_The task_
Take the material below and retype it in full; pictures are left out.

_The data_

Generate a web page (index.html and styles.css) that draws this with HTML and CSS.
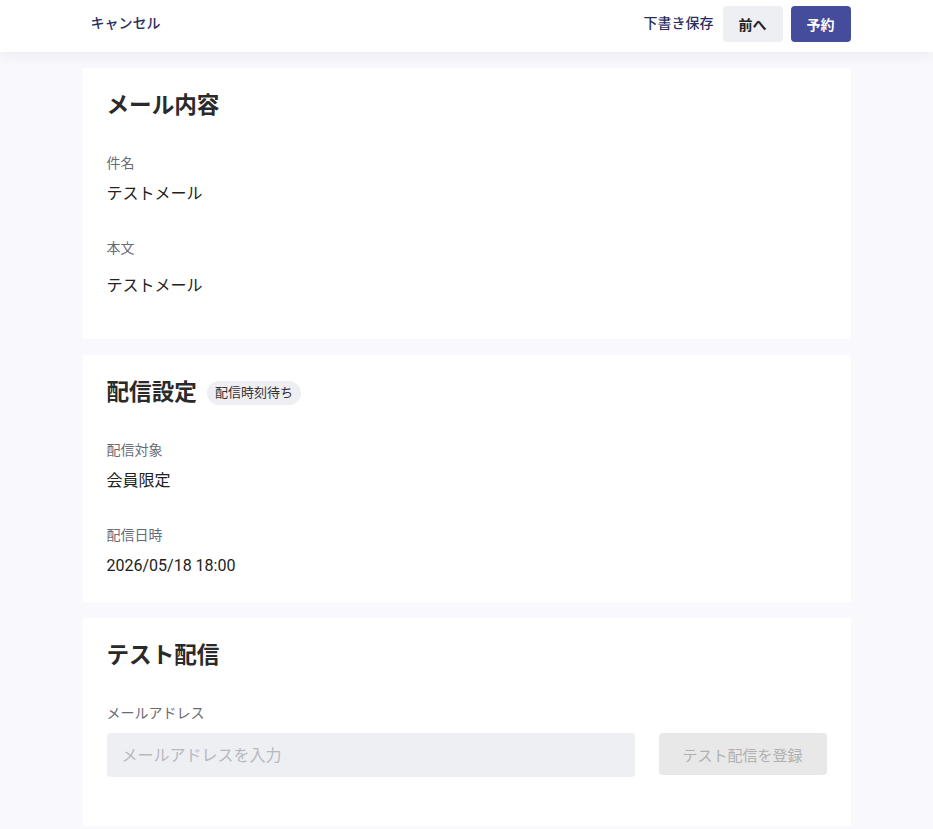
FILE: index.html
```html
<!DOCTYPE html>
<html lang="ja">
<head>
<meta charset="utf-8">
<title>メール内容</title>
<link rel="stylesheet" href="styles.css">
</head>
<body>
<header class="topbar">
  <div class="topbar-inner">
    <button class="text-btn">キャンセル</button>
    <div class="actions">
      <button class="text-btn">下書き保存</button>
      <button class="btn btn-secondary">前へ</button>
      <button class="btn btn-primary">予約</button>
    </div>
  </div>
</header>
<main class="content">
  <section class="card">
    <h2 class="card-title">メール内容</h2>
    <div class="field">
      <div class="field-label">件名</div>
      <div class="field-value">テストメール</div>
    </div>
    <div class="field">
      <div class="field-label">本文</div>
      <div class="field-value field-body">テストメール</div>
    </div>
  </section>
  <section class="card">
    <h2 class="card-title">配信設定<span class="badge">配信時刻待ち</span></h2>
    <div class="field">
      <div class="field-label">配信対象</div>
      <div class="field-value">会員限定</div>
    </div>
    <div class="field">
      <div class="field-label">配信日時</div>
      <div class="field-value">2026/05/18 18:00</div>
    </div>
  </section>
  <section class="card">
    <h2 class="card-title">テスト配信</h2>
    <div class="field">
      <div class="field-label">メールアドレス</div>
      <div class="test-row">
        <input class="text-input" type="text" placeholder="メールアドレスを入力">
        <button class="btn btn-disabled" disabled>テスト配信を登録</button>
      </div>
    </div>
  </section>
</main>
</body>
</html>
```

FILE: styles.css
```css
* { box-sizing: border-box; }

html, body {
  margin: 0;
  padding: 0;
}

body {
  background: #f9f9fd;
  font-family: Roboto, "Noto Sans CJK JP", sans-serif;
  color: #222;
}

button, input {
  font-family: inherit;
}

.topbar {
  position: sticky;
  top: 0;
  z-index: 10;
  height: 52px;
  background: #fff;
  box-shadow: 0 2px 14px rgba(40, 40, 80, 0.09);
}

.topbar-inner {
  width: 768px;
  margin: 0 auto;
  padding-top: 6px;
  display: flex;
  align-items: flex-start;
  justify-content: space-between;
}

.actions {
  display: flex;
  align-items: flex-start;
}

.text-btn {
  background: none;
  border: none;
  height: 32px;
  padding: 0 8px;
  font-size: 14px;
  font-weight: 500;
  color: #2a2e5e;
  cursor: pointer;
}

.btn {
  border: none;
  border-radius: 4px;
  height: 36px;
  padding: 0 16px;
  font-size: 14px;
  font-weight: 700;
  cursor: pointer;
}

.btn-secondary {
  background: #eeeff3;
  color: #222;
  margin-left: 1px;
}

.btn-primary {
  background: #454c9b;
  color: #fff;
  margin-left: 8px;
}

.content {
  width: 768px;
  margin: 0 auto;
  padding: 16px 0 16px;
  display: flex;
  flex-direction: column;
  gap: 16px;
}

.card {
  background: #fff;
  padding: 24px;
}

.card-title {
  margin: 0 0 32px;
  font-size: 22.6px;
  line-height: 28px;
  font-weight: 700;
  color: #2a2a2a;
  display: flex;
  align-items: center;
}

.badge {
  display: inline-flex;
  align-items: center;
  height: 24px;
  padding: 0 8px;
  margin-left: 10px;
  border-radius: 12px;
  background: #eeeef3;
  color: #333;
  font-size: 13px;
  font-weight: 400;
}

.field + .field {
  margin-top: 31px;
}

.field-label {
  font-size: 14px;
  line-height: 22px;
  color: #6b6b75;
  margin-bottom: 8px;
}

.field-value {
  font-size: 16px;
  line-height: 24px;
  color: #222;
}

.field-body {
  margin-top: 15px;
  margin-bottom: 17px;
}

.test-row {
  display: flex;
  align-items: flex-start;
  gap: 24px;
  margin-top: 9px;
  margin-bottom: 25px;
}

.text-input {
  flex: 1;
  height: 44px;
  border: none;
  border-radius: 4px;
  background: #eeeff2;
  padding: 0 15px;
  font-size: 16px;
  color: #222;
  outline: none;
}

.text-input::placeholder {
  color: #b8b8c0;
}

.btn-disabled {
  width: 168px;
  height: 42px;
  padding: 0;
  background: #e8e8e8;
  color: #b0b0b0;
  font-size: 15px;
  font-weight: 400;
  cursor: default;
}
```
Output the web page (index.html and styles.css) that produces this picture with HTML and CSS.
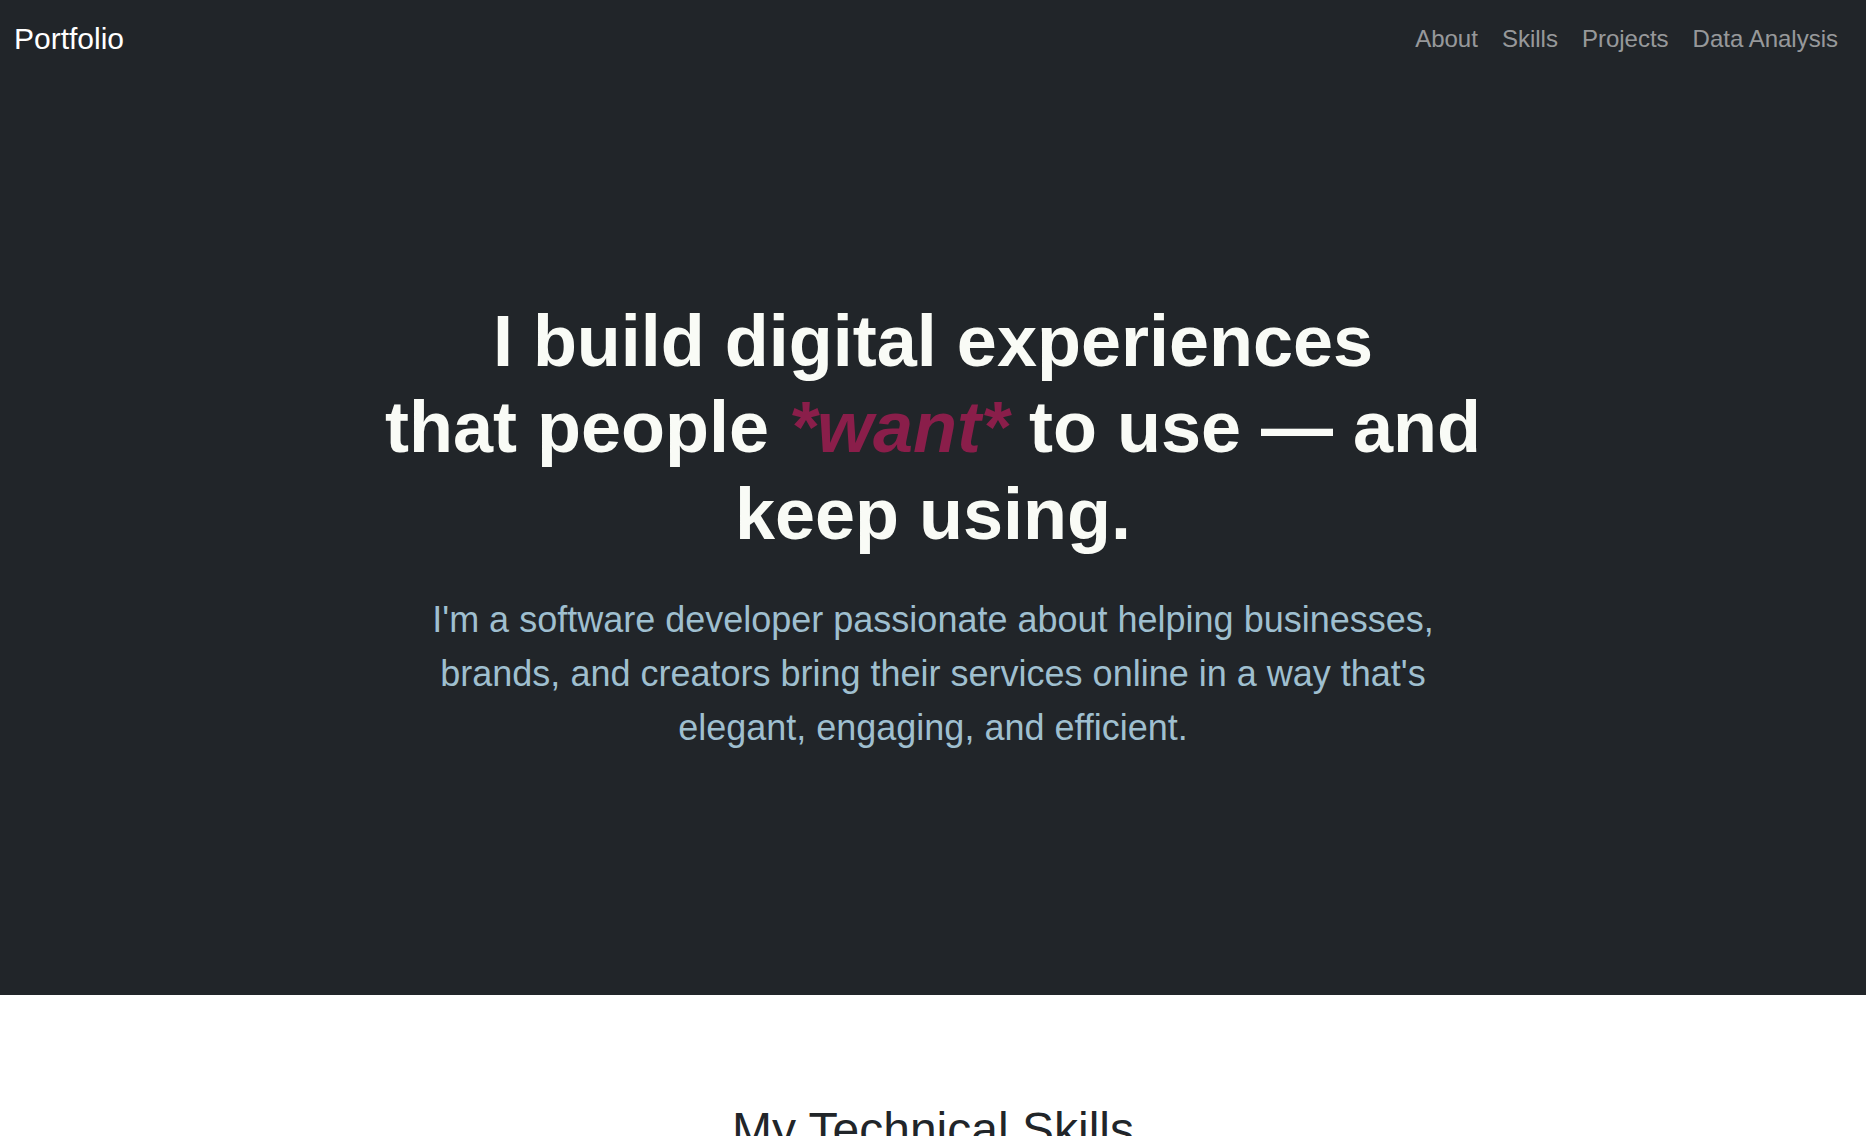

_Reply_
Generate a web page (index.html and styles.css) that draws this with HTML and CSS.
FILE: index.html
```html
<!DOCTYPE html>
<html lang="ja">
<head>
<meta charset="utf-8">
<title>メール内容</title>
<link rel="stylesheet" href="styles.css">
</head>
<body>
<header class="topbar">
  <div class="topbar-inner">
    <button class="text-btn">キャンセル</button>
    <div class="actions">
      <button class="text-btn">下書き保存</button>
      <button class="btn btn-secondary">前へ</button>
      <button class="btn btn-primary">予約</button>
    </div>
  </div>
</header>
<main class="content">
  <section class="card">
    <h2 class="card-title">メール内容</h2>
    <div class="field">
      <div class="field-label">件名</div>
      <div class="field-value">テストメール</div>
    </div>
    <div class="field">
      <div class="field-label">本文</div>
      <div class="field-value field-body">テストメール</div>
    </div>
  </section>
  <section class="card">
    <h2 class="card-title">配信設定<span class="badge">配信時刻待ち</span></h2>
    <div class="field">
      <div class="field-label">配信対象</div>
      <div class="field-value">会員限定</div>
    </div>
    <div class="field">
      <div class="field-label">配信日時</div>
      <div class="field-value">2026/05/18 18:00</div>
    </div>
  </section>
  <section class="card">
    <h2 class="card-title">テスト配信</h2>
    <div class="field">
      <div class="field-label">メールアドレス</div>
      <div class="test-row">
        <input class="text-input" type="text" placeholder="メールアドレスを入力">
        <button class="btn btn-disabled" disabled>テスト配信を登録</button>
      </div>
    </div>
  </section>
</main>
</body>
</html>
```

FILE: styles.css
```css
* { box-sizing: border-box; }

html, body {
  margin: 0;
  padding: 0;
}

body {
  background: #f9f9fd;
  font-family: Roboto, "Noto Sans CJK JP", sans-serif;
  color: #222;
}

button, input {
  font-family: inherit;
}

.topbar {
  position: sticky;
  top: 0;
  z-index: 10;
  height: 52px;
  background: #fff;
  box-shadow: 0 2px 14px rgba(40, 40, 80, 0.09);
}

.topbar-inner {
  width: 768px;
  margin: 0 auto;
  padding-top: 6px;
  display: flex;
  align-items: flex-start;
  justify-content: space-between;
}

.actions {
  display: flex;
  align-items: flex-start;
}

.text-btn {
  background: none;
  border: none;
  height: 32px;
  padding: 0 8px;
  font-size: 14px;
  font-weight: 500;
  color: #2a2e5e;
  cursor: pointer;
}

.btn {
  border: none;
  border-radius: 4px;
  height: 36px;
  padding: 0 16px;
  font-size: 14px;
  font-weight: 700;
  cursor: pointer;
}

.btn-secondary {
  background: #eeeff3;
  color: #222;
  margin-left: 1px;
}

.btn-primary {
  background: #454c9b;
  color: #fff;
  margin-left: 8px;
}

.content {
  width: 768px;
  margin: 0 auto;
  padding: 16px 0 16px;
  display: flex;
  flex-direction: column;
  gap: 16px;
}

.card {
  background: #fff;
  padding: 24px;
}

.card-title {
  margin: 0 0 32px;
  font-size: 22.6px;
  line-height: 28px;
  font-weight: 700;
  color: #2a2a2a;
  display: flex;
  align-items: center;
}

.badge {
  display: inline-flex;
  align-items: center;
  height: 24px;
  padding: 0 8px;
  margin-left: 10px;
  border-radius: 12px;
  background: #eeeef3;
  color: #333;
  font-size: 13px;
  font-weight: 400;
}

.field + .field {
  margin-top: 31px;
}

.field-label {
  font-size: 14px;
  line-height: 22px;
  color: #6b6b75;
  margin-bottom: 8px;
}

.field-value {
  font-size: 16px;
  line-height: 24px;
  color: #222;
}

.field-body {
  margin-top: 15px;
  margin-bottom: 17px;
}

.test-row {
  display: flex;
  align-items: flex-start;
  gap: 24px;
  margin-top: 9px;
  margin-bottom: 25px;
}

.text-input {
  flex: 1;
  height: 44px;
  border: none;
  border-radius: 4px;
  background: #eeeff2;
  padding: 0 15px;
  font-size: 16px;
  color: #222;
  outline: none;
}

.text-input::placeholder {
  color: #b8b8c0;
}

.btn-disabled {
  width: 168px;
  height: 42px;
  padding: 0;
  background: #e8e8e8;
  color: #b0b0b0;
  font-size: 15px;
  font-weight: 400;
  cursor: default;
}
```
Output the web page (index.html and styles.css) that produces this picture with HTML and CSS.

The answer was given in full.